- _Task directions_
Wherever "styles" appears in a line, list that line.
>> start Data shown
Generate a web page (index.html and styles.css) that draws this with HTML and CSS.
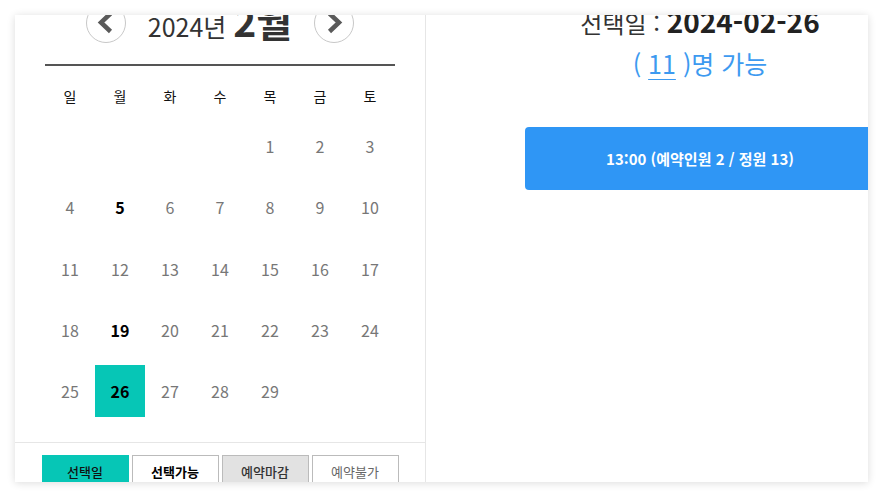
FILE: index.html
```html
<!DOCTYPE html>
<html lang="ko">
<head>
<meta charset="utf-8">
<title>예약 달력</title>
<link rel="stylesheet" href="styles.css">
</head>
<body>
<div class="card">
  <div class="inner">
    <section class="cal">
      <div class="cal-head">
        <div class="head-row">
          <button class="nav" aria-label="이전 달">
            <svg width="40" height="40" viewBox="0 0 40 40"><polyline points="24.5,10.5 15,19.5 24.5,28.5" fill="none" stroke="#5a5a5a" stroke-width="4.5"/></svg>
          </button>
          <div class="title"><span class="year">2024년</span> <span class="month">2월</span></div>
          <button class="nav" aria-label="다음 달">
            <svg width="40" height="40" viewBox="0 0 40 40"><polyline points="15.5,10.5 25,19.5 15.5,28.5" fill="none" stroke="#5a5a5a" stroke-width="4.5"/></svg>
          </button>
        </div>
      </div>
      <div class="weekdays">
        <span>일</span><span>월</span><span>화</span><span>수</span><span>목</span><span>금</span><span>토</span>
      </div>
      <div class="days">
        <span></span><span></span><span></span><span></span>
        <span>1</span><span>2</span><span>3</span>
        <span>4</span><span class="avail">5</span><span>6</span><span>7</span><span>8</span><span>9</span><span>10</span>
        <span>11</span><span>12</span><span>13</span><span>14</span><span>15</span><span>16</span><span>17</span>
        <span>18</span><span class="avail">19</span><span>20</span><span>21</span><span>22</span><span>23</span><span>24</span>
        <span>25</span><span class="avail selected">26</span><span>27</span><span>28</span><span>29</span><span></span><span></span>
      </div>
      <div class="legend">
        <span class="lg lg-sel">선택일</span>
        <span class="lg lg-avail">선택가능</span>
        <span class="lg lg-closed">예약마감</span>
        <span class="lg lg-none">예약불가</span>
      </div>
    </section>
    <section class="detail">
      <div class="sel-date"><span class="sel-label">선택일 : </span><span class="sel-value">2024-02-26</span></div>
      <div class="capacity">( <span class="num">11</span> )명 가능</div>
      <button class="slot">13:00 (예약인원 2 / 정원 13)</button>
    </section>
  </div>
</div>
</body>
</html>
```
FILE: styles.css
```css
* { box-sizing: border-box; }
html, body { margin: 0; padding: 0; background: #fff; }
body {
  font-family: "Noto Sans CJK KR", "Noto Sans", sans-serif;
  color: #333;
}
.card {
  margin: 15px;
  width: 853px;
  height: 467px;
  background: #fff;
  overflow: hidden;
  box-shadow: 0 1px 8px rgba(0,0,0,0.14);
}
.inner {
  display: flex;
  margin-top: -12px;
}
.cal {
  width: 411px;
  flex-shrink: 0;
  border-right: 1px solid #e6e6e6;
  display: flex;
  flex-direction: column;
  height: 500px;
}
.cal-head {
  margin: 0 30px;
  padding-bottom: 21px;
  border-bottom: 2px solid #555;
}
.head-row {
  display: flex;
  justify-content: center;
  align-items: center;
  gap: 22px;
  height: 40px;
}
.nav {
  width: 40px;
  height: 40px;
  border-radius: 50%;
  border: 1px solid #c8c8c8;
  background: #fff;
  padding: 0;
  display: flex;
  align-items: center;
  justify-content: center;
}
.nav svg { display: block; margin: -1px; }
.title {
  line-height: 40px;
  font-size: 25px;
  color: #333;
  padding-top: 3px;
  white-space: nowrap;
}
.month {
  font-size: 39px;
  font-weight: 700;
  line-height: 34px;
}
.weekdays {
  display: grid;
  grid-template-columns: repeat(7, 50px);
  margin: 15px 30px 0;
  height: 30px;
  align-items: center;
  font-size: 14px;
  color: #111;
}
.weekdays span { text-align: center; }
.days {
  display: grid;
  grid-template-columns: repeat(7, 50px);
  grid-auto-rows: 52px;
  row-gap: 9.25px;
  margin: 9px 30px 0;
  padding-bottom: 25px;
  font-size: 16px;
  color: #777;
}
.days span {
  display: flex;
  align-items: center;
  justify-content: center;
}
.days .avail { color: #000; font-weight: 700; }
.days .selected { background: #06c6b6; }
.legend {
  border-top: 1px solid #e6e6e6;
  padding-top: 12px;
  display: flex;
  justify-content: center;
  gap: 3px;
}
.lg {
  width: 87px;
  height: 33px;
  display: flex;
  align-items: center;
  justify-content: center;
  font-size: 13px;
  border: 1px solid #bbb;
  background: #fff;
}
.lg-sel { background: #06c6b6; border-color: #06c6b6; color: #111; font-weight: 500; }
.lg-avail { color: #000; font-weight: 700; }
.lg-closed { background: #e2e2e2; color: #333; font-weight: 500; }
.lg-none { color: #666; }
.detail {
  width: 548px;
  flex-shrink: 0;
  text-align: center;
  display: flex;
  flex-direction: column;
  align-items: center;
}
.sel-date {
  margin-top: -2px;
  height: 40px;
  line-height: 40px;
  font-size: 28px;
  color: #222;
  white-space: nowrap;
}
.sel-label { font-size: 24px; line-height: 1; color: #333; }
.sel-value { font-weight: 600; line-height: 1; }
.capacity {
  margin-top: 5px;
  height: 34px;
  line-height: 34px;
  font-size: 25px;
  color: #3d9af0;
  white-space: nowrap;
}
.capacity .num { text-decoration: underline; text-underline-offset: 5px; text-decoration-thickness: 1px; }
.slot {
  margin-top: 47px;
  width: 350px;
  height: 63px;
  border: 0;
  border-radius: 4px;
  background: #2f96f5;
  color: #fff;
  font-family: inherit;
  font-size: 15px;
  font-weight: 700;
}
```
>> end Data shown
- _Correct answer_
Generate a web page (index.html and styles.css) that draws this with HTML and CSS.
<link rel="stylesheet" href="styles.css">
FILE: styles.css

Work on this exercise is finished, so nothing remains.